Fellows, SOF Fellows

February 25, 2015
Headshot of William Deringer

Fellow Will Deringer will give a talk today, February 25, at 6 pm at NYU Gallatin. The title of his talk, "Facts and Figures: The Birth of Numerical Objectivity," focuses on the usefulness of and reverence for numbers as a medium of knowledge.

Talk Description:

The first published use of the phrase “facts and figures” in English appears to have come in 1727, courtesy of the British politician and political economist William Pulteney. “Facts and Figures are the most stubborn Evidences,” he explained, “they neither yield to the most persuasive Eloquence, nor bend to the most imperious Authority.” Pulteney articulated what had, over the previous four decades, become a central premise of Britons’ civic epistemology: that numbers constituted a superior medium of knowledge, particularly for navigating contentious political issues. This distinctive reverence for numbers is a familiar feature of modern public life—perhaps at no time less than the twenty-first century—as well as a prominent theme in historical and STS scholarship.

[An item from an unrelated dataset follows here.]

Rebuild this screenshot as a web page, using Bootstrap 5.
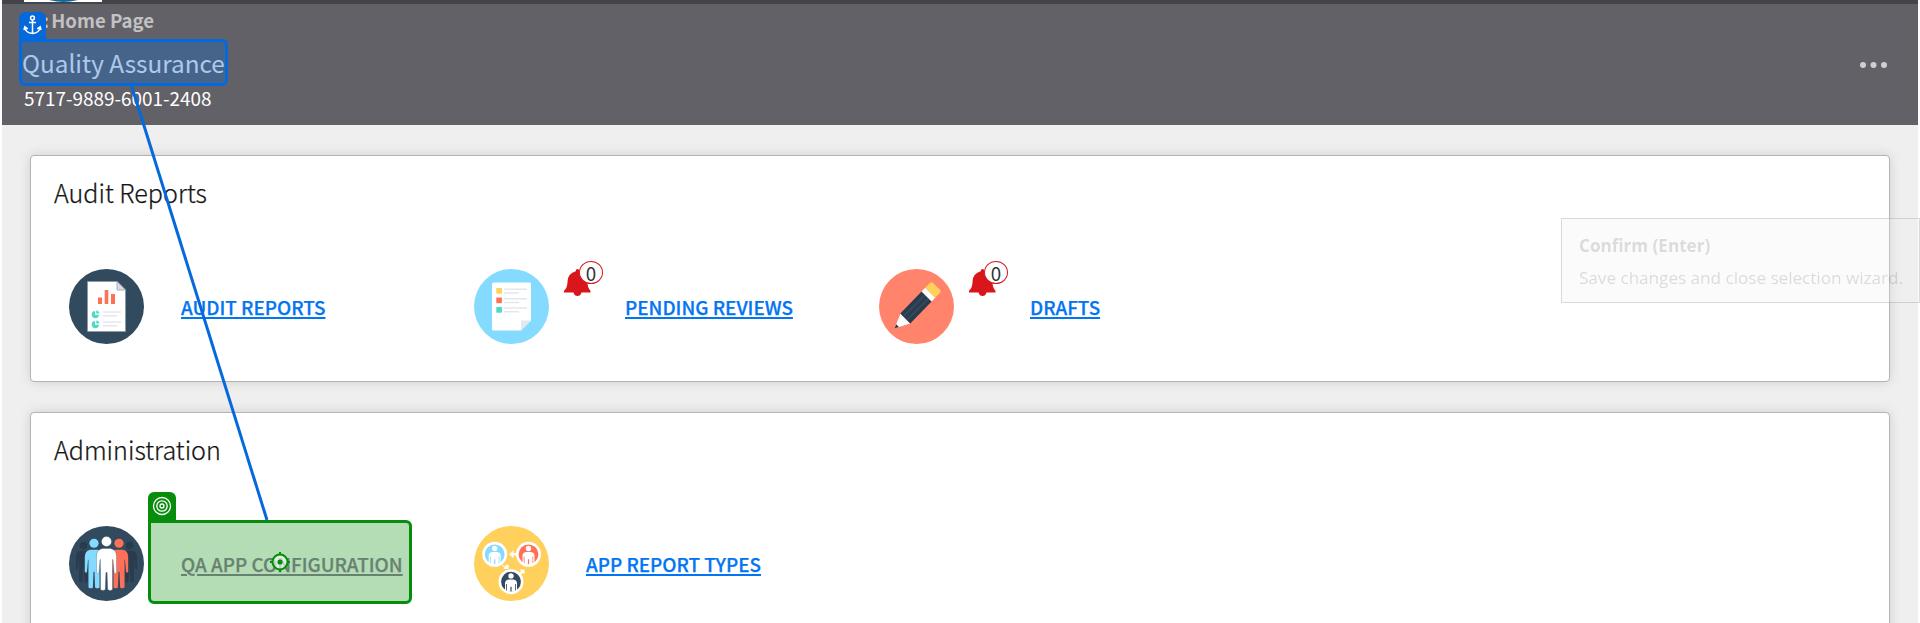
<!DOCTYPE html>
<html lang="en">
<head>
<meta charset="utf-8">
<title>Quality Assurance</title>
<link href="https://cdn.jsdelivr.net/npm/bootstrap@5.3.0/dist/css/bootstrap.min.css" rel="stylesheet">
<style>
  body { background: #fff; font-family: "Noto Sans CJK SC", "Noto Sans", sans-serif; color: #151515; height: 623px; }
  .app-frame { height: 623px; margin: 0 2px; background: #efefef; }
  .top-strip { height: 4px; background: #444549; padding-left: 22px; }
  .logo-edge { display: block; }
  .page-head { height: 121px; background: #626167; padding: 0 31px 0 22px; }
  .crumb { font-size: 18.6px; line-height: 26px; font-weight: 700; color: #c2c2c4; margin-top: 3px; }
  .crumb span { padding-left: 19px; margin-right: -2px; }
  .app-title { font-size: 24.3px; line-height: 36px; margin: 12px 0 0 -2px; color: #f2f2f4; font-weight: 400; }
  .app-code { font-size: 18.9px; line-height: 26px; margin-top: 4px; color: #fff; }
  .panel { height: 227px; border: 1px solid #b3b3b3; border-radius: 4px; box-shadow: 0 0 12px rgba(0,0,0,.13); margin: 0 28px 30px; background: #fff; }
  .panel h2 { font-size: 25.1px; line-height: 36px; font-weight: 300; margin: 18px 0 0 23px; -webkit-text-stroke: .25px currentColor; }
  .tiles { margin: 59px 0 0 38px; }
  .tile { width: 405px; height: 75px; }
  .tile > svg { flex: none; }
  .tile a { font-size: 18.87px; line-height: 26px; font-weight: 500; -webkit-text-stroke: .25px currentColor; color: #0275f2; text-decoration: underline; text-decoration-thickness: 2px; text-underline-offset: 2px; margin: 1px 0 0 37px; white-space: nowrap; }
  .tile a.picked { color: #937e9e; }
  .alert-slot { width: 39px; height: 36px; margin: -8px 0 0 15px; }
  .tile .alert-slot + a { margin-left: 22px; }
  .count { left: 15px; top: 0; width: 24px; height: 23px; border: 1px solid #d9161b; border-radius: 50%; background: #fff; color: #333; font-size: 18.8px; line-height: 21px; }
  .over { position: absolute; }
  .pick-box { border: 3px solid; border-radius: 6px; }
  .anchor-box { left: 19px; top: 39px; width: 209px; height: 47px; border-color: #0569dc; background: rgba(5,105,220,.3); border-top-left-radius: 0; }
  .anchor-tab { left: 19px; top: 12px; width: 27px; height: 28px; background: #0569dc; border-radius: 6px 6px 0 0; }
  .target-box { left: 148px; top: 520px; width: 264px; height: 84px; border-color: #078c0b; background: rgba(7,140,11,.3); border-top-left-radius: 0; }
  .target-tab { left: 148px; top: 492px; width: 28px; height: 28px; background: #078c0b; border-radius: 6px 6px 0 0; }
  .hint { left: 1561px; top: 218px; width: 359px; height: 85px; border: 1px solid rgba(0,0,0,.13); background: rgba(240,240,240,.25); color: rgba(0,0,0,.145); padding: 14px 0 0 17px; font-family: "Open Sans", sans-serif; white-space: nowrap; }
  .hint strong, .hint span { display: block; line-height: 38px; font-size: 17.1px; }
  .hint strong { line-height: 26px; }
</style>
</head>
<body class="position-relative overflow-hidden">
<svg width="0" height="0" class="over">
  <defs>
    <g id="man">
      <circle cx="0" cy="-22" r="5"/>
      <path d="M-4-15H4Q10-14 10-7V9Q8.500 11 7.600 9L6.500-4H6V26Q3.500 28 1.200 26L.6 9H-.6L-1.200 26Q-3.500 28-6 26V-4H-6.500L-7.600 9Q-8.500 11-10 9V-7Q-10-14-4-15Z"/>
    </g>
    <g id="bell"><path d="M13.500 0q1.800 0 1.800 2.200Q23 4.500 23.300 12q.2 7 3.200 9.800v1.700H17.500Q16.500 27 13.500 27T9.500 23.500H0v-1.700Q3.500 19 3.600 12 4 4.500 11.700 2.200 11.700 0 13.500 0Z" fill="#d9161b"/></g>
    <g id="member">
      <circle r="11.200" stroke="#fff" stroke-width="2.600"/>
      <circle cy="-5.800" r="2.700" fill="#fff"/>
      <path d="M-2.500-2.200H2.500Q6-1.800 6 2V9H4.800V2.300H4V10H.6V5H-.6v5H-4V2.300H-4.800V9H-6V2Q-6-1.800-2.500-2.200Z" fill="#fff"/>
    </g>
  </defs>
</svg>

<div class="app-frame">
  <div class="top-strip">
    <svg class="logo-edge" width="78" height="2"><path d="M0 0H78V2H0Z" fill="#fff"/><path d="M25 0H54Q46 2 39.500 2T25 0Z" fill="#10699c"/></svg>
  </div>
  <header class="page-head d-flex justify-content-between align-items-center">
    <div class="align-self-start">
      <div class="crumb"><span>:</span> Home Page</div>
      <h1 class="app-title">Quality Assurance</h1>
      <div class="app-code">5717-9889-6001-2408</div>
    </div>
    <svg width="27" height="6" fill="#d0d0d2"><circle cx="3" cy="3" r="3"/><circle cx="13.500" cy="3" r="3"/><circle cx="24" cy="3" r="3"/></svg>
  </header>

  <main style="padding-top:30px">
    <section class="panel">
      <h2>Audit Reports</h2>
      <div class="tiles d-flex">
        <div class="tile d-flex align-items-center">
          <svg width="75" height="75">
            <circle cx="37.500" cy="37.500" r="37.500" fill="#324a5e"/>
            <path d="M18.500 12.500H48L56.500 21V62.500H18.500Z" fill="#fff" stroke="#8c98a3" stroke-width=".8"/>
            <path d="M48 12.500V21H56.500Z" fill="#d9dce5" stroke="#9aa3b0" stroke-width=".8"/>
            <path d="M29 28.500h4V35h-4ZM35.700 21h3.600V35h-3.600ZM42 25h4V35h-4Z" fill="#ff7058"/>
            <g fill="#4cdbc4"><path d="M26 42v3.700h3.900A3.600 3.600 0 1 1 26 42ZM27.300 41.500a3.300 3.300 0 0 1 3 3h-3Z"/><path d="M26 52v3.700h3.900A3.600 3.600 0 1 1 26 52ZM27.300 51.500a3.300 3.300 0 0 1 3 3h-3Z"/></g>
            <path d="M34 43H52M34 46.800H48M34 53H52M34 56.800H48" stroke="#e3e7ed" stroke-width="1.500"/>
          </svg>
          <a href="#">AUDIT REPORTS</a>
        </div>
        <div class="tile d-flex align-items-center">
          <svg width="75" height="75">
            <circle cx="37.500" cy="37.500" r="37.500" fill="#84dbff"/>
            <path d="M19.500 13.500H55.500Q57 13.500 57 15V51.500L47 61.500H19.500Q18 61.500 18 60V15Q18 13.500 19.500 13.500Z" fill="#fff"/>
            <path d="M47 61.500V51.500H57Z" fill="#e2e8ef"/>
            <path d="M22.300 19h5.600v5.700h-5.600Z" fill="#ffd05b"/><path d="M22.300 28.500h5.600v5.700h-5.600Z" fill="#ff7058"/><path d="M22.300 38h5.600v5.700h-5.600Z" fill="#4cdbc4"/>
            <path d="M30 20.300H53M30 24H45M30 29.700H53M30 33.500H45M30 39H53M30 42.800H45" stroke="#e3e7ed" stroke-width="1.500"/>
          </svg>
          <div class="alert-slot position-relative align-self-start"><svg class="over" style="left:0;top:8px" width="27" height="28"><use href="#bell"/></svg><span class="count over text-center">0</span></div>
          <a href="#">PENDING REVIEWS</a>
        </div>
        <div class="tile d-flex align-items-center">
          <svg width="75" height="75">
            <circle cx="37.500" cy="37.500" r="37.500" fill="#ff846b"/>
            <path d="M15.500 59.500L21.500 44.500 31 54.500Z" fill="#fff"/><path d="M15.500 59.500L17.200 55.300 20 58Z" fill="#2b3b4e"/>
            <path d="M21.300 44.500L42.600 22.500 52.600 32.500 31.300 54.500Z" fill="#2b3b4e"/>
            <path d="M24.500 47.500L46 26M28 51L49.300 29.500" stroke="#324a5e" stroke-width="1.800"/>
            <path d="M42.600 22.500L46.200 18.800 56.200 28.800 52.600 32.500Z" fill="#fff"/>
            <path d="M46.200 18.800L50.500 14.300Q52.500 12.300 54.500 14.300L60.500 20.300Q62.500 22.300 60.500 24.300L56.200 28.800Z" fill="#ffd05b"/>
          </svg>
          <div class="alert-slot position-relative align-self-start"><svg class="over" style="left:0;top:8px" width="27" height="28"><use href="#bell"/></svg><span class="count over text-center">0</span></div>
          <a href="#">DRAFTS</a>
        </div>
      </div>
    </section>

    <section class="panel">
      <h2>Administration</h2>
      <div class="tiles d-flex">
        <div class="tile d-flex align-items-center">
          <svg width="75" height="75">
            <circle cx="37.500" cy="37.500" r="37.500" fill="#324a5e"/>
            <g fill="#2b3b4e"><use href="#man" transform="translate(14.500 36) scale(.75)"/><use href="#man" transform="translate(60.500 36) scale(.75)"/></g>
            <use href="#man" transform="translate(25 37.500) scale(.92)" fill="#84dbff"/>
            <use href="#man" transform="translate(50 37.500) scale(.92)" fill="#ff7058"/>
            <use href="#man" transform="translate(37.500 37.500)" fill="#fff" stroke="#324a5e" stroke-width=".3"/>
          </svg>
          <a href="#" class="picked">QA APP CONFIGURATION</a>
        </div>
        <div class="tile d-flex align-items-center">
          <svg width="75" height="75">
            <circle cx="37.500" cy="37.500" r="37.500" fill="#ffd05b"/>
            <use href="#member" transform="translate(20.700 28.300)" fill="#84dbff"/>
            <use href="#member" transform="translate(54.500 28.300)" fill="#ff7058"/>
            <use href="#member" transform="translate(37 55.700)" fill="#324a5e"/>
            <path d="M35 28.300l4.500-4v2.700H43v2.600H39.500v2.700ZM28.500 38.500l2 2 1.800-1.800h2.400V43H29.500l1-1.500-2.500-2ZM45.500 43.500h5v4.800l-1.600-1.500-2 2-1.700-1.600 1.900-2Z" fill="#fff"/>
          </svg>
          <a href="#">APP REPORT TYPES</a>
        </div>
      </div>
    </section>
  </main>
</div>

<!-- selection wizard overlay -->
<svg class="over" style="left:0;top:0" width="420" height="623"><path d="M131 84L267 520" stroke="#0569dc" stroke-width="3"/></svg>
<div class="over pick-box anchor-box"></div>
<div class="over anchor-tab">
  <svg class="d-block" width="27" height="28" fill="none" stroke="#fff" stroke-width="1.500"><circle cx="13.500" cy="6" r="1.900"/><path d="M13.500 8V21.500M10 10.500H17M5.800 15Q6.500 21 13.500 21.500 20.500 21 21.200 15M5 18L5.800 14.800 8.800 16.800M18.200 16.800L21.200 14.800 22 18"/></svg>
</div>
<div class="over pick-box target-box"></div>
<div class="over target-tab">
  <svg class="d-block" width="28" height="28" fill="none" stroke="#fff" stroke-width="1.300"><circle cx="14" cy="14" r="8.500"/><circle cx="14" cy="14" r="5.200"/><circle cx="14" cy="14" r="2"/></svg>
</div>
<svg class="over" style="left:270px;top:552px" width="20" height="20"><circle cx="10" cy="10" r="7.500" fill="#fff" fill-opacity=".6" stroke="#078c0b" stroke-width="2"/><circle cx="10" cy="10" r="2.600" fill="#078c0b"/><path d="M10 0V3M10 17V20M0 10H3M17 10H20" stroke="#078c0b" stroke-width="2"/></svg>
<div class="over hint"><strong>Confirm (Enter)</strong><span>Save changes and close selection wizard.</span></div>
<script src="https://cdn.jsdelivr.net/npm/bootstrap@5.3.0/dist/js/bootstrap.bundle.min.js"></script>
</body>
</html>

Yet Pulteney’s invocation of it is unexpected for at least two reasons. First, it comes too early, as scholars have generally argued that such “trust in numbers” was born in the 19th century. Second, it emerges in a somewhat strange place. His first invocation of “Facts and Figures” arose in a technically arcane yet politically hostile pamphlet on public finance, in which he sought to impugn Prime Minister Robert Walpole for mismanaging the National Debt. But for its own time, this first ode to “Facts and Figures” was highly representative. Numerical objectivity was born as a recognized epistemic virtue at the turn of the eighteenth-century, amidst such bitter and partisan contests over public money. The belief that numbers were a distinctly honest and disinterested form of knowledge was the consequence of eighteenth-century calculators using numbers to do highly interested political things. This talk will outline this process—the subject of my current book project—and discuss how this alternative narrative transforms our understanding of quantification and objectivity in the modern age.